Michella Kivela, town administrator, explained that the town uses the data from the survey to gauge what is going well and what needs improvement.

“The Parker Community Survey is an essential tool that provides a unique opportunity for town leadership to hear directly from our residents about how we are performing in terms of service delivery,” Kivela said. “This is a chance for our residents to tell us what's going well and where we can improve, which, in turn, helps guide town budget and policy discussions. As a community that fully supports community engagement, we believe the survey is a valuable element in keeping Parker a great place to live and work.”

The survey asks questions about quality of life and sense of community as well as questions of policy and prioritization of public works and events.

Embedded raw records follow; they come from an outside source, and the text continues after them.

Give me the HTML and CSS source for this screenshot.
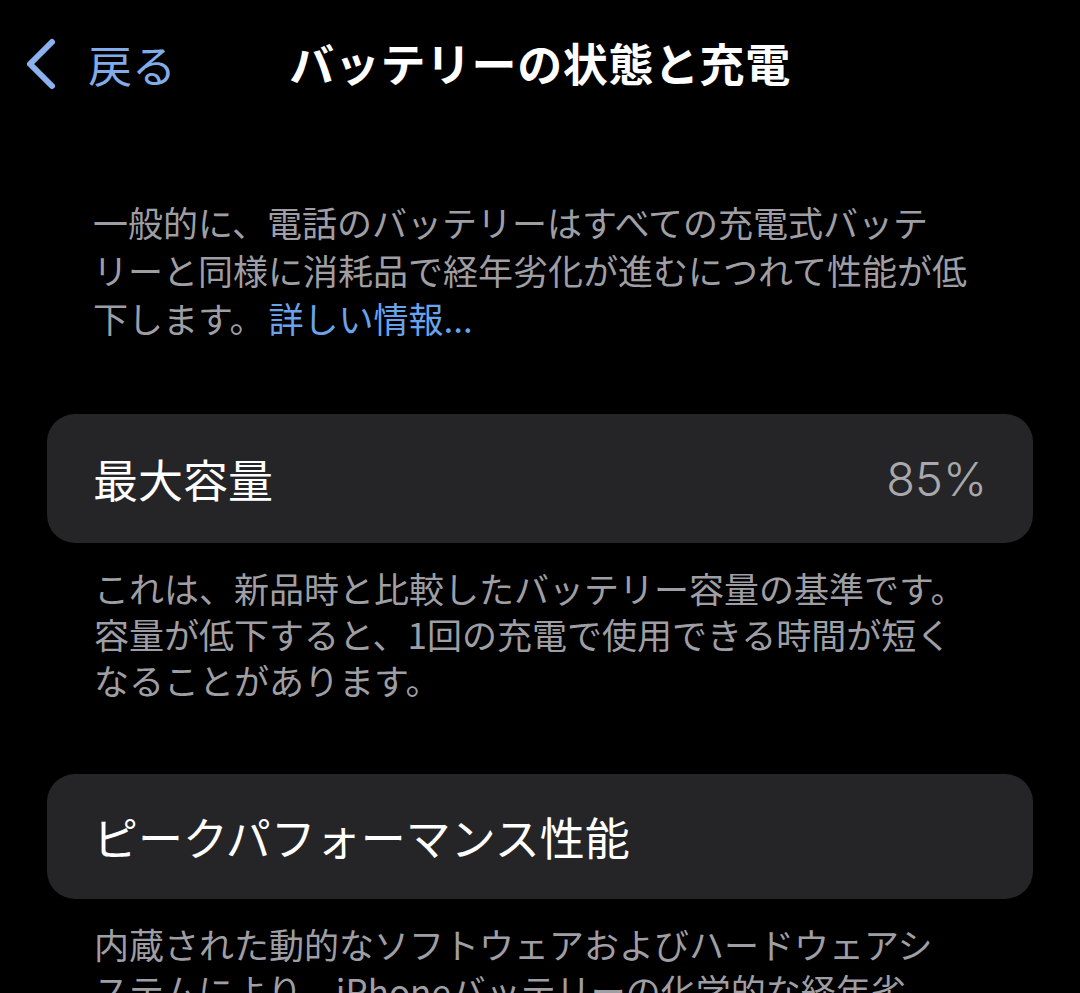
FILE: index.html
```html
<!DOCTYPE html>
<html lang="ja">
<head>
<meta charset="utf-8">
<link rel="stylesheet" href="styles.css">
</head>
<body>
<div class="screen">
  <header class="nav">
    <div class="back">
      <svg class="chev" width="34" height="56" viewBox="0 0 34 56"><path d="M28 6 L6 28 L28 50" fill="none" stroke="#8ab2ee" stroke-width="6" stroke-linecap="round" stroke-linejoin="round"/></svg>
      <span class="back-label">戻る</span>
    </div>
    <h1 class="title">バッテリーの状態と充電</h1>
  </header>

  <p class="intro">一般的に、電話のバッテリーはすべての充電式バッテ<br>リーと同様に消耗品で経年劣化が進むにつれて性能が低<br>下します。<span class="link">詳しい情報...</span></p>

  <section class="card">
    <span class="card-label">最大容量</span>
    <span class="card-value">85%</span>
  </section>
  <p class="footer">これは、新品時と比較したバッテリー容量の基準です。<br>容量が低下すると、1回の充電で使用できる時間が短く<br>なることがあります。</p>

  <section class="card card-peak">
    <span class="card-label">ピークパフォーマンス性能</span>
  </section>
  <p class="footer">内蔵された動的なソフトウェアおよびハードウェアシ<br>ステムにより、iPhoneバッテリーの化学的な経年劣</p>
</div>
</body>
</html>
```

FILE: styles.css
```css
html, body {
  margin: 0;
  padding: 0;
  background: #000;
}
body {
  width: 1080px;
  height: 993px;
  overflow: hidden;
  font-family: "Noto Sans CJK JP", "Noto Sans", sans-serif;
  color: #fff;
}
.screen {
  display: flex;
  flex-direction: column;
}
.nav {
  position: relative;
  height: 126px;
  display: flex;
  align-items: center;
  justify-content: center;
}
.back {
  position: absolute;
  left: 24px;
  top: 36px;
  display: flex;
  align-items: center;
  gap: 30px;
}
.chev {
  display: block;
}
.back-label {
  font-size: 44px;
  line-height: 56px;
  color: #82abe9;
}
.title {
  margin: 0;
  font-size: 45px;
  font-weight: 700;
  line-height: 56px;
  letter-spacing: 0.6px;
}
.intro {
  margin: 72px 0 0 93px;
  font-size: 35px;
  line-height: 48px;
  color: #9e9ea4;
}
.link {
  margin-left: 4px;
  color: #6aa2ec;
}
.card {
  margin: 72px 47px 0 47px;
  height: 129px;
  border-radius: 28px;
  background: #252527;
  display: flex;
  align-items: center;
  justify-content: space-between;
  padding: 0 46px;
}
.card-peak {
  height: 125px;
  margin-top: 71px;
}
.card-label {
  font-size: 45px;
  line-height: 56px;
  color: #fff;
}
.card-value {
  font-family: "Inter", "Noto Sans", sans-serif;
  font-weight: 300;
  font-size: 47px;
  line-height: 56px;
  color: #a8a8ad;
}
.footer {
  margin: 22px 0 0 94px;
  font-size: 35px;
  line-height: 46px;
  color: #9e9ea4;
}
```
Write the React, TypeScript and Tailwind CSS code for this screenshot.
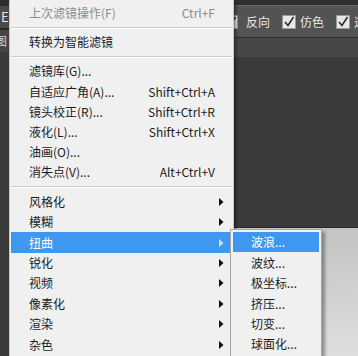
import React from "react";

const font = { fontFamily: '"Microsoft YaHei", "Noto Sans CJK SC", "Liberation Sans", sans-serif' };

type Item =
  | { t: "sep" }
  | { t: "item"; label: string; sc?: string; arrow?: boolean; disabled?: boolean; active?: boolean };

const items: Item[] = [
  { t: "item", label: "上次滤镜操作(F)", sc: "Ctrl+F", disabled: true },
  { t: "sep" },
  { t: "item", label: "转换为智能滤镜" },
  { t: "sep" },
  { t: "item", label: "滤镜库(G)..." },
  { t: "item", label: "自适应广角(A)...", sc: "Shift+Ctrl+A" },
  { t: "item", label: "镜头校正(R)...", sc: "Shift+Ctrl+R" },
  { t: "item", label: "液化(L)...", sc: "Shift+Ctrl+X" },
  { t: "item", label: "油画(O)..." },
  { t: "item", label: "消失点(V)...", sc: "Alt+Ctrl+V" },
  { t: "sep" },
  { t: "item", label: "风格化", arrow: true },
  { t: "item", label: "模糊", arrow: true },
  { t: "item", label: "扭曲", arrow: true, active: true },
  { t: "item", label: "锐化", arrow: true },
  { t: "item", label: "视频", arrow: true },
  { t: "item", label: "像素化", arrow: true },
  { t: "item", label: "渲染", arrow: true },
  { t: "item", label: "杂色", arrow: true },
];

const sub = ["波浪...", "波纹...", "极坐标...", "挤压...", "切变...", "球面化..."];

function Arrow({ light }: { light?: boolean }) {
  return (
    <svg width="5" height="8" viewBox="0 0 5 8" className="shrink-0">
      <path d="M0 0 L4.5 4 L0 8 Z" fill={light ? "#cfe4fb" : "#111"} />
    </svg>
  );
}

function Check() {
  return (
    <div className="shrink-0 w-[14px] h-[14px] bg-[#e8e8e8] border border-[#9a9a9a] flex items-center justify-center">
      <svg width="12" height="12" viewBox="0 0 12 12">
        <path d="M2 6 L5 9.5 L10.5 1" stroke="#2a2a2a" strokeWidth="1.6" fill="none" />
      </svg>
    </div>
  );
}

export default function App() {
  return (
    <div className="relative w-[358px] h-[356px] overflow-hidden bg-[#3a3a3a]" style={font}>
      {/* background workspace */}
      <div className="flex w-full h-full">
        <div className="w-[10px] shrink-0 h-full bg-[#3c3c3c] border-r border-[#6a6a6a] flex flex-col overflow-hidden">
          <div className="h-[6px] bg-[#2e2e2e]" />
          <div className="h-[22px] bg-[#4a4a4a] text-[13px] leading-[22px] text-[#e8e8e8] pl-[1px]">E</div>
          <div className="h-[2px] bg-[#2a2a2a]" />
          <div className="h-[22px] bg-[#444] text-[12px] leading-[22px] text-[#d0d0d0] -ml-[5px] whitespace-nowrap">图</div>
          <div className="flex-1 bg-[#3a3a3a]" />
        </div>
        <div className="flex-1 min-w-0 flex flex-col overflow-hidden">
          <div className="h-[5px] bg-[#2f2f2f]" />
          <div className="h-[32px] bg-[#535353] border-t border-[#6a6a6a] flex items-center text-[12px] text-[#e6e6e6] whitespace-nowrap overflow-hidden">
            <div className="ml-[214px] flex items-center shrink-0">
              <Check />
              <span className="ml-[8px]">反向</span>
              <span className="ml-[12px]"><Check /></span>
              <span className="ml-[4px]">仿色</span>
              <span className="ml-[12px]"><Check /></span>
              <span className="ml-[4px]">透明区域</span>
            </div>
          </div>
          <div className="h-[20px] bg-[#474747] border-t border-[#2c2c2c]" />
          <div className="h-[171px] bg-[#3a3a3a] border-b border-[#2a2a2a]" />
          <div className="flex-1 bg-gradient-to-b from-[#c4c4c4] to-[#dedede]" />
        </div>
      </div>

      {/* main menu */}
      <div className="absolute left-[9px] top-0 w-[225px] h-[360px] bg-[#f0f0f0] border-l border-[#c8c8c8] border-r border-[#9a9a9a] shadow-[2px_2px_3px_rgba(0,0,0,0.45)] pt-[3px] text-[12px]">
        {items.map((it, i) =>
          it.t === "sep" ? (
            <div key={i} className="h-[9px] flex flex-col justify-center px-[1px]">
              <div className="h-px bg-[#c9c9c9]" />
              <div className="h-px bg-white" />
            </div>
          ) : (
            <div
              key={i}
              className={`${i < 11 ? "h-[20.2px]" : "h-[20.45px]"} flex items-center pl-[18px] pr-[8px] mx-[1px] ${
                it.active ? "bg-[#3e98f0] text-white" : it.disabled ? "text-[#8c8c8c]" : "text-[#1b1b1b]"
              }`}
            >
              <span className="flex-1 whitespace-nowrap">{it.label}</span>
              {it.sc && <span className="whitespace-nowrap mr-[9px]">{it.sc}</span>}
              {it.arrow && <Arrow light={it.active} />}
            </div>
          )
        )}
      </div>

      {/* submenu */}
      <div className="absolute left-[230px] top-[229px] w-[92px] h-[140px] bg-[#f0f0f0] border border-[#a5a5a5] shadow-[3px_3px_3px_rgba(0,0,0,0.35)] p-[2px] text-[12px]">
        {sub.map((s, i) => (
          <div
            key={i}
            className={`h-[20.45px] flex items-center pl-[18px] whitespace-nowrap ${
              i === 0 ? "bg-[#3e98f0] text-white" : "text-[#1b1b1b]"
            }`}
          >
            {s}
          </div>
        ))}
      </div>
    </div>
  );
}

“Every year, we ask the same set of general questions, so we can benchmark our performance across the years, and then we can also benchmark that against other municipalities in the metro area or similar ones of our size across the country,” Penington said. “Then we also ask a unique set of policy questions for each survey, so most of it is the same, but we can ask them something that is more timely or if there's a specific issue, we want to get feedback on, so it's just a good way to ask the community how they're feeling about our performance.”

Kivela said that the town tries to make the survey as easy and convenient as possible to encourage maximum resident participation.

“The next survey will take place in 2024 and we will be sure to examine participation trends and make any necessary adjustments at that time,” Kivela said.

Survey results for the randomized, scientific study will be kept separate from the open survey's results and both sets of respnses will be presented to the town council October 11.